Transformational Leadership in Nursing from Expert Clinician to Influential Leader
By Elaine Sorensen Marshall
Springer Publishing, 2011, 259 pages, soft cover, $70
Based on the title, Transformational Leadership in Nursing from Expert Clinician to Influential Leader, the reader would think Marshall brings the 34-year-old transformational leadership model into the realm of nursing, yet the goods are never delivered. James McGregor Burns is mentioned, yet it is important to note that Burns introduced the concept of transformational leadership in 1978. Another leadership guru Bernard Bass is mentioned, yet there is no discussion of how this father of leadership moved away from transactional leadership to transitional and then transformational leadership by enhancing Burns' model in 1985. The history of transformational leadership is still evolving and rich. The magnanimous historical timeline snub is a missed opportunity for the reader.

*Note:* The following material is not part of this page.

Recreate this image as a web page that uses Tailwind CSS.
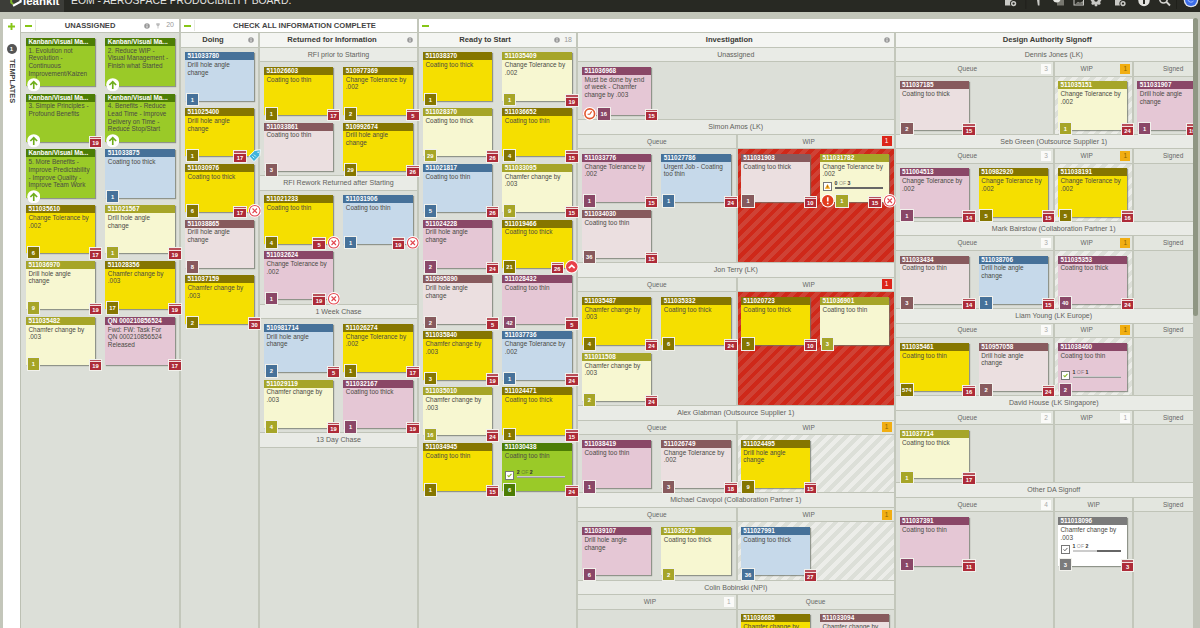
<!DOCTYPE html>
<html lang="en">
<head>
<meta charset="utf-8">
<title>EOM - Aerospace Producibility Board</title>
<script src="https://cdn.jsdelivr.net/npm/@tailwindcss/browser@4"></script>
</head>
<body class="w-[1200px] h-[628px] overflow-hidden bg-[#c3c6ba] font-['Liberation_Sans',Arial,sans-serif] flex flex-col text-[#444]">

<header class="h-[12px] shrink-0 bg-[#282923] flex overflow-hidden">
  <div class="w-[64px] bg-[#3c3d38] flex items-start shrink-0 overflow-hidden">
    <svg class="ml-[10px] w-[12px] h-[12px] -mt-[5px]" viewBox="0 0 12 12"><path d="M1.2 2v5.6l2 1.6" fill="none" stroke="#7fb52a" stroke-width="2"/><path d="M3 10.8l7.6-4.2V2" fill="none" stroke="#fff" stroke-width="2.2"/></svg>
    <span class="text-white font-bold text-[11.5px] leading-[12px] -mt-[5px] ml-[1px]">leankit</span>
  </div>
  <span class="text-[#e4e4e0] text-[10.35px] leading-[12px] -mt-[5px] ml-[7px] whitespace-nowrap">EOM - AEROSPACE PRODUCIBILITY BOARD.</span>
  <svg class="ml-auto w-[200px] h-[12px] shrink-0" viewBox="1000 0 200 12" fill="#c9c9c5">
    <path d="M1005 0h8v5.5h-8z"/><circle cx="1013.6" cy="3.6" r="3.6" fill="#282923"/><circle cx="1013.6" cy="3.6" r="1.9" fill="none" stroke="#c9c9c5" stroke-width="1.5"/>
    <path d="M1025.5 0h.7v9h-.7zM1176 0h.7v9h-.7z" fill="#1c1d18"/>
    <path d="M1037 0h2.5v5.5h-1.6z"/>
    <path d="M1057 0h7v5.5h-7z" fill="#77776f"/><path d="M1053 0h7.5a4 4 0 0 1-7.500 0z" fill="#e6e6e2"/>
    <path d="M1073.500 0h1v4.500h8.500v-4.500h1v5.500h-10.500z"/><path d="M1075.500 3.800l2.500-2 2 1 3-1.800v2.800z" fill="#8c8c86"/>
    <path d="M1090.500 0h11l-1.300 2 .5 2-1.800.9-1.200-.9-.6 2.200h-2.200l-.6-2.200-1.300.9-1.700-.9.500-2z"/><circle cx="1096" cy="0" r="1.800" fill="#282923"/>
    <path d="M1115 0h8v5.500h-8z"/><circle cx="1123" cy="3.600" r="3.600" fill="#282923"/><circle cx="1123" cy="3.600" r="1.900" fill="none" stroke="#c9c9c5" stroke-width="1.500"/>
    <circle cx="1144" cy=".5" r="5.700" fill="#e2e2de"/><path d="M1143 -1h2v5h-2z" fill="#282923"/>
    <circle cx="1163.500" cy="-.8" r="3.800" fill="none" stroke="#d5d5d1" stroke-width="1.500"/><path d="M1166 1.500l4 4" stroke="#d5d5d1" stroke-width="1.800"/>
    <circle cx="1191" cy="0" r="7.300" fill="#dfe3ea"/><circle cx="1191" cy="0" r="6" fill="#3c6de8"/><path d="M1188 0a3 2.500 0 0 0 5.500 1" stroke="#a9c2ff" fill="none"/>
  </svg>
</header>

<div class="flex-1 flex pt-[7px] pl-[3px] min-h-0">
  <!-- Templates drawer -->
  <aside class="w-[17px] shrink-0 bg-white flex flex-col items-center">
    <svg class="w-[7px] h-[7px] mt-[4px]" viewBox="0 0 7 7"><path d="M3.500 0v7M0 3.500h7" stroke="#86c616" stroke-width="1.900"/></svg>
    <span class="mt-[14px] w-[10px] h-[10px] rounded-full bg-[#555] text-white text-[6px] leading-[10px] text-center font-bold">1</span>
    <span class="mt-[5px] text-[7.400px] leading-[10px] font-bold [writing-mode:vertical-rl]">TEMPLATES</span>
  </aside>

  <!-- Board -->
  <main class="w-[1173px] shrink-0 overflow-hidden flex bg-[#dcdfd8]">
    <section class="w-[159px] shrink-0 flex flex-col border-l border-[#bcc0b3]">
      <div class="h-[14px] shrink-0 bg-white border-b border-[#c0c4b8] flex items-center text-[7.600px] font-bold">
        <i class="block w-[7px] h-[2px] bg-[#86c616] ml-[4px]"></i><i class="block w-px h-[11px] bg-[#e6e8e2] ml-[3px]"></i>
        <span class="flex-1 text-center">UNASSIGNED</span>
        <span class="text-[#999] font-normal text-[7px] flex items-center gap-[5px] mr-[5px]" data-i="info,pin">20</span>
      </div>
      <div id="unassigned"></div>
    </section>

    <section class="w-[238px] shrink-0 flex flex-col">
      <div class="h-[14px] shrink-0 bg-white border-b border-b-[#c0c4b8] border-l-2 border-l-[#c3c7bb] flex items-center text-[7.600px] font-bold">
        <i class="block w-[7px] h-[2px] bg-[#86c616] ml-[3px]"></i><i class="block w-px h-[11px] bg-[#e6e8e2] ml-[3px]"></i>
        <span class="flex-1 text-center whitespace-nowrap -ml-[3px]">CHECK ALL INFORMATION COMPLETE</span>
      </div>
      <div class="flex flex-1">
        <div class="w-[79px] border-l-2 border-[#c3c7bb]" id="doing"></div>
        <div class="w-[159px] border-l-2 border-[#c3c7bb]" id="returned"></div>
      </div>
    </section>

    <section class="w-[795px] shrink-0 flex flex-col">
      <div class="h-[14px] shrink-0 bg-white border-b border-b-[#c0c4b8] border-l-2 border-l-[#c3c7bb] flex items-center">
        <i class="block w-[7px] h-[2px] bg-[#86c616] ml-[3px]"></i>
      </div>
      <div class="flex flex-1">
        <div class="w-[159px] shrink-0 border-l-2 border-[#c3c7bb]" id="ready"></div>
        <div class="w-[317.500px] shrink-0 border-l-2 border-[#c3c7bb]" id="investigation"></div>
        <div class="w-[318.500px] shrink-0 border-l-2 border-[#c3c7bb] flex flex-col" id="design"></div>
      </div>
    </section>
  </main>

  <div class="relative z-20 w-[7px] shrink-0 bg-[#c1c4b9] -mt-[1px]"><div class="w-[5px] h-[298px] rounded-full bg-[#8f9683]"></div></div>
</div>

<script>
const K = {
  g: ['bg-[#4c7d04]', 'bg-[#9aca28]'],
  y: ['bg-[#857600]', 'bg-[#f5df00]'],
  c: ['bg-[#a6a528]', 'bg-[#f7f7d1]'],
  b: ['bg-[#467199]', 'bg-[#c6d9ea]'],
  p: ['bg-[#8a4767]', 'bg-[#e5c7d5]'],
  r: ['bg-[#875a5d]', 'bg-[#ebdfe0]'],
  w: ['bg-[#7b7b7b]', 'bg-[#ffffff]']
};
const T = {
  dh: 'Drill hole angle<br>change', ct: 'Change Tolerance by<br>.002', ch: 'Chamfer change by<br>.003',
  ck: 'Coating too thick', cn: 'Coating too thin'
};
const svg = (body, cls) => `<svg class="${cls || 'w-[13.500px] h-[13.500px]'} shrink-0" viewBox="0 0 14 14">${body}</svg>`;
const I = {
  up: svg('<circle cx="7" cy="7" r="6.800" fill="#fff"/><path d="M7 11.500V4M3.500 7.300L7 3.700l3.500 3.600" fill="none" stroke="#6fae1c" stroke-width="1.700"/>'),
  x: svg('<circle cx="7" cy="7" r="7" fill="#fff"/><circle cx="7" cy="7" r="5.500" fill="#fff" stroke="#e2474f" stroke-width="1.100"/><path d="M4.700 4.700l4.600 4.600M9.300 4.700L4.700 9.300" stroke="#e2474f" stroke-width="1.200"/>'),
  clock: svg('<circle cx="7" cy="7" r="7" fill="#fff"/><circle cx="7" cy="7" r="5" fill="#fff" stroke="#e2582f" stroke-width="1.700"/><path d="M9 4.500L7 7.500H4.800" fill="none" stroke="#e2582f" stroke-width="1.200"/>'),
  excl: svg('<circle cx="7" cy="7" r="7" fill="#fff"/><circle cx="7" cy="7" r="5.900" fill="#e23d1c"/><path d="M7 3.300v4.600M7 9v1.700" stroke="#fff" stroke-width="1.700"/>'),
  chev: svg('<circle cx="7" cy="7" r="7" fill="#fff"/><circle cx="7" cy="7" r="6" fill="#e8404a"/><path d="M4 8.500l3-3 3 3" fill="none" stroke="#fff" stroke-width="1.700"/>'),
  tag: svg('<path d="M1 7.500L7 1.500l5.800-.8-.6 6.200-6 6.200z" fill="#3fb4dc" stroke="#fff" stroke-width="1"/><path d="M4.500 7.500l2 2M6.200 5.800l2 2" stroke="#fff" stroke-width=".9"/><circle cx="10.500" cy="3.300" r=".8" fill="#fff"/>'),
  info: svg('<circle cx="7" cy="7" r="6.500" fill="#999"/><path d="M7 3v2M7 6v5" stroke="#fff" stroke-width="2"/>', 'w-[6px] h-[6px]'),
  pin: svg('<path d="M3 2h8v4l-3 3v5H6V9L3 6z" fill="#bbb"/>', 'w-[6px] h-[7px]')
};
const check = {
  ok: '<path d="M2 4.300l1.700 1.800L7 2.500" fill="none" stroke="#86b71f" stroke-width="1.400"/>',
  gray: '<path d="M2 4.300l1.700 1.800L7 2.500" fill="none" stroke="#555" stroke-width="1.200"/>',
  warn: '<path d="M4.500 1.300l3.400 6H1.100z" fill="#f0a31c"/><path d="M4.500 3.200v2.400" stroke="#7a4a00" stroke-width=".8"/>'
};
/* "colour|id|text|count|date|right icon|left icon|done,total,check icon" */
function card(s) {
  const [k, id, t, n, d, ri, li, pr] = s.split('|'), [h, b] = K[k];
  let prog = '';
  if (pr) {
    const [a, z, ic] = pr.split(','), pct = 100 * a / z;
    prog = `<div class="absolute left-[3px] top-[28px] flex gap-[2.500px] items-start">
      <svg class="w-[9px] h-[9px] bg-white border border-[#777]" viewBox="0 0 9 9">${check[ic]}</svg>
      <div class="w-[48px]"><div class="text-[5.200px] leading-[5px] text-[#333] -mt-px"><b>${a}</b> <span class="opacity-50">OF</span> <b>${z}</b></div>
      <div class="h-[2px] mt-px ${ic === 'ok' ? 'bg-[#999]' : 'bg-[#666]'}"><div class="h-[1.500px] bg-[#ccc]" style="width:${pct}%"></div></div></div></div>`;
  }
  return `<div class="relative w-[69.300px] h-[48.300px] ${b} shadow-[1px_1px_1px_rgba(110,115,105,0.7)]">
    <div class="${h} h-[8px] pl-[2.500px] text-white font-bold text-[6.400px] leading-[8.500px] whitespace-nowrap overflow-hidden">${id}</div>
    <div class="pl-[2.500px] pt-[.8px] text-[6.400px] leading-[7.650px] whitespace-nowrap text-[#4a4a44]">${t in T ? T[t] : t}</div>
    ${prog}
    <div class="absolute z-10 left-[.5px] top-[40.500px] flex gap-[1px]">${li ? I[li] : ''}${n ? `<span class="${h} min-w-[13.500px] h-[13.500px] border border-[#f1f1ec] text-white font-bold text-[5.800px] leading-[12px] text-center">${n}</span>` : ''}</div>
    <div class="absolute z-10 right-[-7px] top-[40.500px] flex items-start gap-[1px]">${d ? `<span class="mt-[1.500px] w-[13.500px] h-[12.500px] border border-[#f1f1ec] bg-[#ad2b38] text-white font-bold text-[5.800px] text-center flex flex-col"><i class="h-[2.500px] bg-[#b8505a] border-b border-[#f3dfe0] block shrink-0"></i><span class="leading-[8px]">${d}</span></span>` : ''}${ri ? I[ri] : ''}</div>
  </div>`;
}
const grid2 = 'grid grid-cols-[79.300px_79.300px] auto-rows-[55.800px]';
const grid1 = 'grid grid-cols-[79.300px] auto-rows-[55.800px]';
const bg = {
  red: 'bg-[repeating-linear-gradient(135deg,#cf2819_0_4.2px,#cf4235_4.2px_8.4px)]',
  gray: 'bg-[repeating-linear-gradient(135deg,#dcdfd8_0_4.2px,#ecede9_4.2px_8.4px)]',
  none: ''
};
const cells = (cs, rows, g, pad) => `<div class="${g} ${pad} pt-[4.800px]" style="height:${rows ? rows * 55.8 + 2.4 + 'px' : 'auto'}">${cs.map(c => c ? card(c) : '<div></div>').join('')}</div>`;
const head = (t, n) => `<div class="h-[14.500px] shrink-0 bg-[#f4f5f2] border-b border-[#c0c4b8] flex items-center text-[7.600px] font-bold text-[#3a3a36]"><span class="flex-1 text-center">${t}</span><span class="flex items-center gap-[4px] pl-[3px] pr-[4px] font-normal text-[7px] text-[#999]">${I.info}${n || ''}</span></div>`;
const title = t => `<div class="h-[14.500px] shrink-0 bg-[#e9ebe6] border-b border-[#c0c4b8] text-center text-[7.050px] leading-[14px] text-[#62625c]">${t}</div>`;
const badge = { red: 'bg-[#dc2519] text-white', orange: 'bg-[#f1ae12] text-[#8a6500]', white: 'bg-[#fafaf8] text-[#aaa]' };
const sub = (t, b, n) => `<div class="h-[14.500px] shrink-0 bg-[#e3e6df] border-b border-[#c0c4b8] flex items-center text-[6.500px] text-[#666]"><span class="flex-1 text-center">${t}</span>${b ? `<span class="${badge[b]} w-[10px] h-[10px] mr-[2px] ml-[2px] text-center leading-[10.500px]">${n}</span>` : ''}</div>`;
const put = (id, h) => document.getElementById(id).innerHTML = h;

document.querySelectorAll('[data-i]').forEach(e => e.insertAdjacentHTML('afterbegin', e.dataset.i.split(',').map(n => I[n]).join('')));

put('unassigned', cells([
  'g|Kanban/Visual Ma...|1. Evolution not<br>Revolution -<br>Continuous<br>Improvement/Kaizen||||up', 'g|Kanban/Visual Ma...|2. Reduce WIP -<br>Visual Management -<br>Finish what Started||||up',
  'g|Kanban/Visual Ma...|3. Simple Principles -<br>Profound Benefits||19||up', 'g|Kanban/Visual Ma...|4. Benefits - Reduce<br>Lead Time - Improve<br>Delivery on Time -<br>Reduce Stop/Start||||up',
  'g|Kanban/Visual Ma...|5. More Benefits -<br>Improve Predictability<br>- Improve Quality -<br>Improve Team Work||||up', 'b|511033875|ck|1',
  'y|511035610|ct|6|17', 'c|511021567|dh|1|19',
  'c|511036970|dh|9|19', 'y|511028356|ch|17|19',
  'c|511035482|ch|1|19', 'p|QN 000210856524|Fwd: FW: Task For<br>QN 000210856524<br>Released||17'
], 0, grid2, 'pl-[5px]'));

put('doing', head('Doing') + cells(['b|511033780|dh|1', 'y|511025400|dh|1|17|tag', 'y|511030976|ck|6|17|x', 'r|511038865|dh|8', 'y|511037159|ch|2|30'], 0, grid1, 'pl-[4px]'));

put('returned', head('Returned for Information') +
  title('RFI prior to Starting') + cells(['y|511026603|cn|1|17', 'y|510977369|ct|2|5', 'r|511033861|cn|3', 'y|510992674|dh|29|26'], 2, grid2, 'pl-[4px] border-b border-[#c0c4b8]') +
  title('RFI Rework Returned after Starting') + cells(['y|511021233|cn|4|5|x', 'b|511031906|cn|1|19|x', 'p|511032624|ct|1|19|x'], 2, grid2, 'pl-[4px] border-b border-[#c0c4b8]') +
  title('1 Week Chase') + cells(['b|510981714|dh|2|5', 'y|511026274|ct|1|17', 'c|511029119|ch|4|19', 'p|511032167|ck|1|19'], 2, grid2, 'pl-[4px] border-b border-[#c0c4b8]') +
  title('13 Day Chase'));

put('ready', head('Ready to Start', '18') + cells([
  'y|511038370|ck|1', 'c|511035409|ct|1|19', 'c|511028370|ck|29|26', 'y|511036652|cn|4|15',
  'b|511021817|cn|5|26', 'c|511033095|ch|9|15', 'p|511024228|dh|2|24', 'y|511019466|ck|21|26|chev',
  'r|510995890|dh|2|5', 'p|511028432|cn|42|5', 'y|511035840|ch|3|19', 'b|511037736|ct|1|24',
  'c|511035010|ch|16|24', 'y|511024471|ck|1|15', 'y|511034945|cn|1|15', 'g|511030438|cn|6|24|||2,2,ok'
], 0, grid2, 'pl-[4px]'));

const half = (s, cs, rows, fill, first) => `<div class="w-1/2 ${first ? '' : 'border-l-2 border-[#c3c7bb]'}">${s}<div class="${bg[fill]}">${cells(cs, rows, grid2, (first ? 'pl-[4px]' : 'pl-[3px]') + ' border-b border-[#c0c4b8]')}</div></div>`;
const inv = (name, rows, q, w, b, fill) => title(name) + `<div class="flex">${half(sub('Queue'), q, rows, 'none', 1)}${half(sub('WIP', b, 1), w, rows, fill)}</div>`;
put('investigation', head('Investigation') + title('Unassigned') +
  cells(['p|511036968|Must be done by end<br>of week - Chamfer<br>change by .003|16|15||clock'], 1, grid2, 'pl-[4px] border-b border-[#c0c4b8]') +
  inv('Simon Amos (LK)', 2, ['p|511033776|ct|1|15', 'b|511027786|Urgent Job - Coating<br>too thin|1|24', 'r|511034030|cn|36|15'], ['r|511031903|ck|1|10', 'c|511031782|ct|1|15|x|excl|0,3,warn'], 'red', 'red') +
  inv('Jon Terry (LK)', 2, ['y|511035487|ch|4|24', 'y|511035332|ck|6|24', 'c|511011508|ch|2|24'], ['y|511020723|ck|5|10', 'c|511036901|cn|3'], 'red', 'red') +
  inv('Alex Glabman (Outsource Supplier 1)', 1, ['p|511038419|cn|1', 'r|511026749|ct|3|18'], ['y|511024495|dh|9|15'], 'orange', 'gray') +
  inv('Michael Cavopol (Collaboration Partner 1)', 1, ['p|511039107|dh|6', 'c|511036275|ck|2'], ['b|511027991|ck|36|27'], 'orange', 'gray') +
  title('Colin Bobinski (NPI)') + `<div class="flex">${half(sub('WIP', 'white', 1), [], 1, 'none', 1)}${half(sub('Queue'), ['y|511036685|Chamfer change by', 'r|511033094|Chamfer change by'], 1, 'none')}</div>`);

const des = (name, q, w, s, qn, wb, wn, fill, last) => title(name) + `<div class="flex ${last ? 'flex-1' : ''}">
  <div class="w-[157.500px] shrink-0">${sub('Queue', 'white', qn)}${cells(q, 1, grid2, 'pl-[4px] ' + (last ? '' : 'border-b border-[#c0c4b8]'))}</div>
  <div class="w-[79.300px] shrink-0 border-l-2 border-[#c3c7bb]">${sub('WIP', wb, wn)}<div class="${bg[fill]}">${cells(w, 1, grid1, 'pl-[3px] ' + (last ? '' : 'border-b border-[#c0c4b8]'))}</div></div>
  <div class="w-[79.700px] shrink-0 border-l-2 border-[#c3c7bb]">${sub('Signed')}${cells(s, 1, grid1, 'pl-[3px] ' + (last ? '' : 'border-b border-[#c0c4b8]'))}</div></div>`;
put('design', head('Design Authority Signoff') +
  des('Dennis Jones (LK)', ['r|511037185|ck|2|15'], ['c|511035151|ct|1|24'], ['p|511031907|dh|1|19|x'], 3, 'orange', 1, 'gray') +
  des('Seb Green (Outsource Supplier 1)', ['p|511004513|ct|1|14', 'y|510982920|ct|5|15'], ['y|511038191|ct|5|16'], [], 3, 'orange', 1, 'gray') +
  des('Mark Bairstow (Collaboration Partner 1)', ['r|511033434|cn|3|14', 'b|511038706|dh|1|15'], ['p|511035353|ck|40|24'], [], 3, 'orange', 1, 'gray') +
  des('Liam Young (LK Europe)', ['y|511035461|cn|574|16', 'r|510957058|dh|2|24'], ['p|511038460|cn|2||||1,1,ok'], [], 3, 'orange', 1, 'gray') +
  des('David House (LK Singapore)', ['c|511037714|ck|1|17'], [], [], 2, 'white', 1, 'none') +
  des('Other DA Signoff', ['p|511037391|cn|1|11'], ['w|511018096|ch|3|3|||1,2,gray'], [], 4, '', '', 'none', 1));
</script>
</body>
</html>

Instead, Marshall attempts to give credit to leadership as a science and not as an avenue to motivate progress within organizations, institutions and among people while inserting values, power, politics, policy, moral sensitivity, reasoning, creativity, innovation, reflection, team building, culture, finance, management, behavioral theories, metaphors, chaos, complexity, delivery models and a morass of other topics into the text. A reader looking for how to put transformational leadership to work to solve complex decision-making dilemmas won't find it here. Not until page 101 does Marshall begin to address leadership practitioners, and just as the reader thinks application of transformational leadership will be discussed, Marshall wonders off topic again only to discuss communication, conflict, fear, stress, incivility and ethics while missing the opportunity to provide examples of how the use of transformational leadership can be used to facilitate buy-in from stakeholders to improve the nursing profession and the healthcare system.
Marshall ends the book stating, "it's all about healing," which has really been the theme of the book all along, not transformational leadership. One highlight is the section on power and politics that will catch a reader's eye; however, Marshall never tells the reader how to be a transformational nursing leader in the political venue to influence public healthcare policy or how to use other leadership models when transformational leadership won't work, for example, during a resuscitation.
The reader needs to be cautioned that the title is misleading and the book is more of the same written in a style that may appeal to nurses who are attracted to nursing as an art. How to become an influential leader is missing and nurses looking for how transformational leadership works in the real world will not find the information because the book is missing a navigation satellite system to taker the reader to this destination.